Where Bridget does hesitate is in talking about her experience to those around her, even with her charming and totally supportive boyfriend, Jace (Max Lipchitz), who wants to discuss all his feels about it. (Another taboo smashed: men have emotions too, and need to talk about them.) Because she knows that however contrary to expectations she may be feeling, she is needs to keep that to herself lest she be considered a monster, or — perhaps worse — not a Real Woman. Which is why Saint Frances is so very necessary, to open up the range of women’s experiences seen as baseline and perfectly normal.

Anyway, all of this is taking place in the context of Bridget taking a job as a nanny to six-year-old Frances (Ramona Edith Williams), to give her mom Maya (Charin Alvarez) a chance to recover after giving birth to a new baby brother; Frances’s other mom, Annie (Lily Mojekwu: Widows), has a demanding job that keeps her busy long hours. (More taboo-smashing: interracial same-sex couple goes uncommented on by the movie until it needs a bit of defending in the face of bigotry; this is one of the film’s most cheerworthy moments.) Frances is adorable but also completely realistic: she’s not a precocious movie kid but a complicated person in her own right, sometimes bratty and definitely someone it takes Bridget a while to warm up to. The trajectory of their relationship is the heart of the movie… but it is never a way to shame Bridget for her abortion, for having given up the chance to make her own little adorable brat, and it is always a way to show that not wanting to have children (or not wanting that right now) doesn’t mean you hate them.

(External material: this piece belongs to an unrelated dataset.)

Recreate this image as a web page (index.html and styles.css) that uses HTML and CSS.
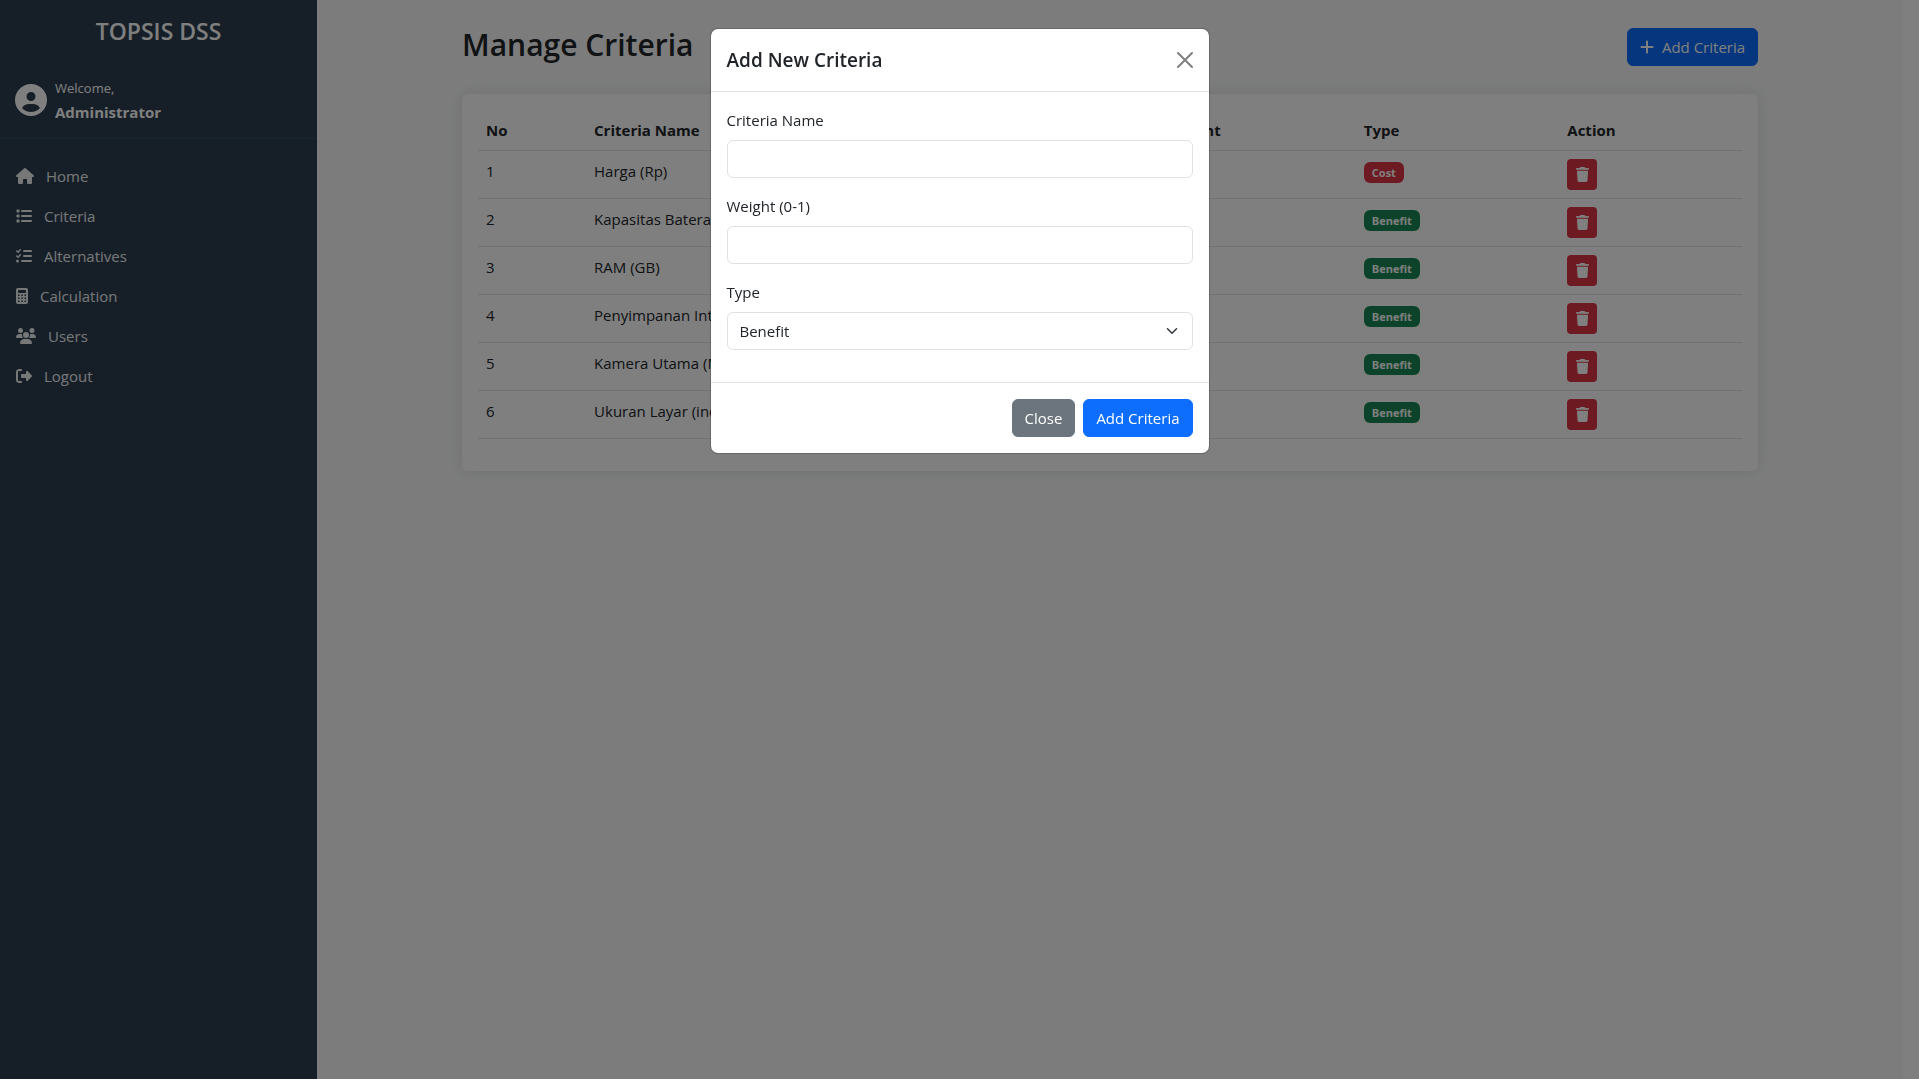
FILE: index.html
```html
<!DOCTYPE html>
<html lang="en">
<head>
  <meta charset="utf-8">
  <meta name="viewport" content="width=device-width, initial-scale=1">
  <title>Manage Criteria - TOPSIS DSS</title>
  <link rel="stylesheet" href="styles.css">
</head>
<body>
  <svg class="sprite" aria-hidden="true">
    <symbol id="user" viewBox="0 0 512 512"><path d="M399 384.2C376.9 345.8 335.4 320 288 320H224c-47.4 0-88.9 25.8-111 64.2c35.2 39.2 86.2 63.8 143 63.8s107.8-24.7 143-63.8zM0 256a256 256 0 1 1 512 0A256 256 0 1 1 0 256zm256 16a72 72 0 1 0 0-144 72 72 0 1 0 0 144z"/></symbol>
    <symbol id="home" viewBox="0 0 576 512"><path d="M575.8 255.5c0 18-15 32.1-32 32.1h-32l.7 160.2c0 2.7-.2 5.4-.5 8.1V472c0 22.1-17.9 40-40 40H456c-1.1 0-2.2 0-3.3-.1c-1.4 .1-2.8 .1-4.2 .1H416 392c-22.1 0-40-17.9-40-40V448 384c0-17.7-14.3-32-32-32H256c-17.7 0-32 14.3-32 32v64 24c0 22.1-17.9 40-40 40H160 128.1c-1.5 0-3-.1-4.5-.2c-1.2 .1-2.4 .2-3.6 .2H104c-22.1 0-40-17.9-40-40V360c0-.9 0-1.9 .1-2.8V287.6H32c-18 0-32-14-32-32.1c0-9 3-17 10-24L266.4 8c7-7 15-8 22-8s15 2 21 7L564.8 231.5c8 7 12 15 11 24z"/></symbol>
    <symbol id="list" viewBox="0 0 512 512"><rect x="16" y="48" width="96" height="96" rx="24"/><rect x="16" y="208" width="96" height="96" rx="24"/><rect x="16" y="368" width="96" height="96" rx="24"/><rect x="160" y="64" width="352" height="64" rx="32"/><rect x="160" y="224" width="352" height="64" rx="32"/><rect x="160" y="384" width="352" height="64" rx="32"/></symbol>
    <symbol id="checks" viewBox="0 0 512 512"><path d="M24 96l42 38 70-78M24 256l42 38 70-78" fill="none" stroke="currentColor" stroke-width="48" stroke-linecap="round" stroke-linejoin="round"/><circle cx="48" cy="416" r="48"/><rect x="224" y="64" width="288" height="64" rx="32"/><rect x="224" y="224" width="288" height="64" rx="32"/><rect x="160" y="384" width="352" height="64" rx="32"/></symbol>
    <symbol id="calculator" viewBox="0 0 384 512"><path fill-rule="evenodd" d="M64 0H320a64 64 0 0 1 64 64V448a64 64 0 0 1-64 64H64a64 64 0 0 1-64-64V64A64 64 0 0 1 64 0zM96 64a32 32 0 0 0-32 32v32a32 32 0 0 0 32 32H288a32 32 0 0 0 32-32V96a32 32 0 0 0-32-32zM64 208h48v48H64zM168 208h48v48h-48zM272 208h48v48h-48zM64 304h48v48H64zM168 304h48v48h-48zM272 304h48v48h-48zM64 400h48v48H64zM168 400h48v48h-48zM272 400h48v48h-48z"/></symbol>
    <symbol id="users" viewBox="0 0 640 512"><path d="M144 0a80 80 0 1 1 0 160A80 80 0 1 1 144 0zM512 0a80 80 0 1 1 0 160A80 80 0 1 1 512 0zM0 298.7C0 239.8 47.8 192 106.7 192h42.7c15.9 0 31 3.5 44.6 9.7c-1.3 7.2-1.9 14.7-1.9 22.3c0 38.2 16.8 72.5 43.3 96c-.2 0-.4 0-.7 0H21.3C9.6 320 0 310.4 0 298.7zM405.3 320c-.2 0-.4 0-.7 0c26.6-23.5 43.3-57.8 43.3-96c0-7.6-.7-15-1.9-22.3c13.6-6.3 28.7-9.7 44.6-9.7h42.7C592.2 192 640 239.8 640 298.7c0 11.8-9.6 21.3-21.3 21.3H405.3zM224 224a96 96 0 1 1 192 0 96 96 0 1 1 -192 0zM128 485.3C128 411.7 187.7 352 261.3 352H378.7C452.3 352 512 411.7 512 485.3c0 14.7-11.9 26.7-26.7 26.7H154.7c-14.7 0-26.7-11.9-26.7-26.7z"/></symbol>
    <symbol id="logout" viewBox="0 0 512 512"><path d="M377.9 105.9L500.7 228.7c7.2 7.2 11.3 17.1 11.3 27.3s-4.1 20.1-11.3 27.3L377.9 406.1c-6.4 6.4-15 9.9-24 9.9c-18.7 0-33.9-15.2-33.9-33.9l0-62.1-128 0c-17.7 0-32-14.3-32-32l0-64c0-17.7 14.3-32 32-32l128 0 0-62.1c0-18.7 15.2-33.9 33.9-33.9c9 0 17.6 3.6 24 9.9zM160 96L96 96c-17.7 0-32 14.3-32 32l0 256c0 17.7 14.3 32 32 32l64 0c17.7 0 32 14.3 32 32s-14.3 32-32 32l-64 0c-53 0-96-43-96-96L0 128C0 75 43 32 96 32l64 0c17.7 0 32 14.3 32 32s-14.3 32-32 32z"/></symbol>
    <symbol id="plus" viewBox="0 0 448 512"><path d="M256 80c0-17.7-14.3-32-32-32s-32 14.3-32 32V224H48c-17.7 0-32 14.3-32 32s14.3 32 32 32H192V432c0 17.7 14.3 32 32 32s32-14.3 32-32V288H400c17.7 0 32-14.3 32-32s-14.3-32-32-32H256V80z"/></symbol>
    <symbol id="trash" viewBox="0 0 448 512"><path d="M135.2 17.7L128 32H32C14.3 32 0 46.3 0 64S14.3 96 32 96H416c17.7 0 32-14.3 32-32s-14.3-32-32-32H320l-7.2-14.3C307.4 6.8 296.3 0 284.2 0H163.8c-12.1 0-23.2 6.8-28.6 17.7zM416 128H32L53.2 467c1.6 25.3 22.6 45 47.9 45H346.9c25.3 0 46.3-19.7 47.9-45L416 128z"/></symbol>
    <symbol id="close" viewBox="0 0 16 16"><path d="M1 1l14 14M15 1L1 15" fill="none" stroke="currentColor" stroke-width="2" stroke-linecap="round"/></symbol>
    <symbol id="chevron" viewBox="0 0 16 16"><path d="M2 5l6 6 6-6" fill="none" stroke="currentColor" stroke-width="2" stroke-linecap="round" stroke-linejoin="round"/></symbol>
  </svg>

  <div class="layout">
    <aside class="sidebar">
      <h1 class="brand">TOPSIS DSS</h1>
      <div class="profile">
        <svg class="avatar" aria-hidden="true"><use href="#user"/></svg>
        <div>
          <div class="welcome">Welcome,</div>
          <div class="username">Administrator</div>
        </div>
      </div>
      <nav class="menu">
        <a class="menu-link" href="#"><svg class="icon icon-18" aria-hidden="true"><use href="#home"/></svg>Home</a>
        <a class="menu-link" href="#"><svg class="icon icon-16" aria-hidden="true"><use href="#list"/></svg>Criteria</a>
        <a class="menu-link" href="#"><svg class="icon icon-16" aria-hidden="true"><use href="#checks"/></svg>Alternatives</a>
        <a class="menu-link" href="#"><svg class="icon icon-12" aria-hidden="true"><use href="#calculator"/></svg>Calculation</a>
        <a class="menu-link" href="#"><svg class="icon icon-20" aria-hidden="true"><use href="#users"/></svg>Users</a>
        <a class="menu-link" href="#"><svg class="icon icon-16" aria-hidden="true"><use href="#logout"/></svg>Logout</a>
      </nav>
    </aside>

    <main class="main">
      <div class="container">
        <header class="page-header">
          <h2 class="page-title">Manage Criteria</h2>
          <button class="btn btn-primary" type="button"><svg class="icon icon-14" aria-hidden="true"><use href="#plus"/></svg>Add Criteria</button>
        </header>
        <section class="card">
          <table class="table">
            <colgroup><col class="col-no"><col class="col-name"><col class="col-weight"><col class="col-type"><col></colgroup>
            <thead>
              <tr><th scope="col">No</th><th scope="col">Criteria Name</th><th scope="col">Weight</th><th scope="col">Type</th><th scope="col">Action</th></tr>
            </thead>
            <tbody>
              <tr><td>1</td><td>Harga (Rp)</td><td></td><td><span class="badge badge-cost">Cost</span></td><td><button class="btn-delete" type="button" aria-label="Delete"><svg class="icon-trash" aria-hidden="true"><use href="#trash"/></svg></button></td></tr>
              <tr><td>2</td><td>Kapasitas Baterai</td><td></td><td><span class="badge">Benefit</span></td><td><button class="btn-delete" type="button" aria-label="Delete"><svg class="icon-trash" aria-hidden="true"><use href="#trash"/></svg></button></td></tr>
              <tr><td>3</td><td>RAM (GB)</td><td></td><td><span class="badge">Benefit</span></td><td><button class="btn-delete" type="button" aria-label="Delete"><svg class="icon-trash" aria-hidden="true"><use href="#trash"/></svg></button></td></tr>
              <tr><td>4</td><td>Penyimpanan Internal</td><td></td><td><span class="badge">Benefit</span></td><td><button class="btn-delete" type="button" aria-label="Delete"><svg class="icon-trash" aria-hidden="true"><use href="#trash"/></svg></button></td></tr>
              <tr><td>5</td><td>Kamera Utama (MP)</td><td></td><td><span class="badge">Benefit</span></td><td><button class="btn-delete" type="button" aria-label="Delete"><svg class="icon-trash" aria-hidden="true"><use href="#trash"/></svg></button></td></tr>
              <tr><td>6</td><td>Ukuran Layar (inch)</td><td></td><td><span class="badge">Benefit</span></td><td><button class="btn-delete" type="button" aria-label="Delete"><svg class="icon-trash" aria-hidden="true"><use href="#trash"/></svg></button></td></tr>
            </tbody>
          </table>
        </section>
      </div>
    </main>
  </div>

  <div class="modal-layer">
    <form class="modal" role="dialog" aria-modal="true" aria-labelledby="modal-title">
      <div class="modal-header">
        <h5 class="modal-title" id="modal-title">Add New Criteria</h5>
        <button class="btn-close" type="button" aria-label="Close dialog"><svg class="icon icon-16" aria-hidden="true"><use href="#close"/></svg></button>
      </div>
      <div class="modal-body">
        <div class="field">
          <label for="name">Criteria Name</label>
          <input class="control" id="name" type="text">
        </div>
        <div class="field">
          <label for="weight">Weight (0-1)</label>
          <input class="control" id="weight" type="text" inputmode="decimal">
        </div>
        <div class="field">
          <label for="type">Type</label>
          <div class="select-wrap">
            <select class="control" id="type"><option>Benefit</option><option>Cost</option></select>
            <svg class="chevron" aria-hidden="true"><use href="#chevron"/></svg>
          </div>
        </div>
      </div>
      <div class="modal-footer">
        <button class="btn btn-secondary" type="button">Close</button>
        <button class="btn btn-primary" type="submit">Add Criteria</button>
      </div>
    </form>
  </div>
</body>
</html>
```
FILE: styles.css
```css
*,
*::before,
*::after {
  box-sizing: border-box;
}

body {
  margin: 0;
  padding-right: 16px;
  background: #fff;
  color: #212529;
  font: 400 15px/24px "Segoe UI", "Open Sans", "Noto Sans", sans-serif;
}

h1, h2, h5 {
  margin: 0;
  font-weight: 600;
}

button, input, select {
  font: inherit;
  color: inherit;
}

button {
  cursor: pointer;
}

svg {
  fill: currentColor;
  flex: none;
}

.sprite {
  display: none;
}

.icon { height: 16px; }
.icon-12 { width: 12px; }
.icon-14 { width: 14px; }
.icon-16 { width: 16px; }
.icon-18 { width: 18px; }
.icon-20 { width: 20px; }

/* Layout */
.layout {
  display: grid;
  grid-template-columns: minmax(0, 1fr) minmax(0, 5fr);
  min-height: 100vh;
  background: #f8f9fa;
}

.sidebar {
  background: #2c3e50;
  color: #fff;
}

.brand {
  padding: 16px;
  font-size: 23px;
  line-height: 30px;
  text-align: center;
}

.profile {
  display: flex;
  align-items: center;
  gap: 8px;
  padding: 14px 15px;
  border-bottom: 1px solid #2f4f5c;
}

.avatar {
  width: 32px;
  height: 32px;
}

.welcome {
  font-size: 13px;
}

.username {
  font-weight: 700;
}

.menu {
  display: flex;
  flex-direction: column;
  padding-top: 17px;
}

.menu-link {
  display: flex;
  align-items: center;
  gap: 12px;
  padding: 8px 16px;
  color: #ecf0f1;
  text-decoration: none;
}

.main {
  padding: 24px 12px;
}

.container {
  max-width: 1296px;
  margin: 0 auto;
}

.page-header {
  display: flex;
  justify-content: space-between;
  align-items: center;
  margin-bottom: 24px;
}

.page-title {
  margin-bottom: 4px;
  font-size: 30px;
  line-height: 42px;
}

/* Buttons */
.btn {
  display: inline-flex;
  align-items: center;
  gap: 8px;
  padding: 6px 12px;
  border: 1px solid transparent;
  border-radius: 6px;
  color: #fff;
}

.btn-primary {
  background: #0d6efd;
  border-color: #0d6efd;
}

.btn-secondary {
  background: #6c757d;
  border-color: #6c757d;
}

.btn-delete {
  display: flex;
  justify-content: center;
  align-items: center;
  width: 30px;
  height: 31px;
  padding: 0;
  border: 0;
  border-radius: 4px;
  background: #dc3545;
  color: #fff;
}

.icon-trash {
  width: 13px;
  height: 15px;
}

/* Criteria table */
.card {
  padding: 16px 16px 32px;
  border-radius: 6px;
  background: #fff;
  box-shadow: 0 0 15px rgba(0, 0, 0, 0.1);
}

.table {
  width: 100%;
  table-layout: fixed;
  border-collapse: collapse;
}

.table th,
.table td {
  padding: 8px;
  border-bottom: 1px solid #dee2e6;
  text-align: left;
  vertical-align: top;
}

.table th {
  font-weight: 700;
}

.col-no { width: 108px; }
.col-name { width: 45.4%; }
.col-weight { width: 15.5%; }
.col-type { width: 16.1%; }

.badge {
  display: inline-block;
  padding: 4px 8px;
  border-radius: 6px;
  background: #198754;
  color: #fff;
  font-size: 11px;
  font-weight: 700;
  line-height: 13px;
}

.badge-cost {
  background: #dc3545;
}

/* Dialog */
.modal-layer {
  position: fixed;
  inset: 0;
  overflow: auto;
  padding: 28px 16px;
  background: rgba(0, 0, 0, 0.5);
}

.modal {
  max-width: 500px;
  margin: 0 auto;
  border: 1px solid rgba(0, 0, 0, 0.175);
  border-radius: 8px;
  background: #fff;
  background-clip: padding-box;
}

.modal-header {
  display: flex;
  justify-content: space-between;
  align-items: center;
  padding: 16px;
  border-bottom: 1px solid #dee2e6;
}

.modal-title {
  font-size: 19px;
  line-height: 30px;
}

.btn-close {
  display: flex;
  padding: 0;
  border: 0;
  background: none;
  color: #000;
  opacity: 0.5;
}

.modal-body {
  display: flex;
  flex-direction: column;
  gap: 16px;
  padding: 16px 16px 32px;
}

.field {
  display: flex;
  flex-direction: column;
  gap: 8px;
}

.control {
  display: block;
  width: 100%;
  height: 38px;
  padding: 6px 12px;
  border: 1px solid #dee2e6;
  border-radius: 6px;
  background: #fff;
  appearance: none;
}

.select-wrap {
  position: relative;
}

.chevron {
  position: absolute;
  top: 13px;
  right: 15px;
  width: 12px;
  height: 12px;
  color: #343a40;
  pointer-events: none;
}

.modal-footer {
  display: flex;
  justify-content: flex-end;
  gap: 8px;
  padding: 16px;
  border-top: 1px solid #dee2e6;
}
```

Everything that Saint Frances is about, everything that it says and does, should feel trite. It should feel so obvious that none of it needs to be said. You may have heard this feminist platitude: “If men had abortions, it would be a sacrament.” I’ll amend this to it: “If men had abortions, we’d have been inundated with movies about abortion by now.” That none of these things is true of Saint Frances is a testament to its urgent essentialness.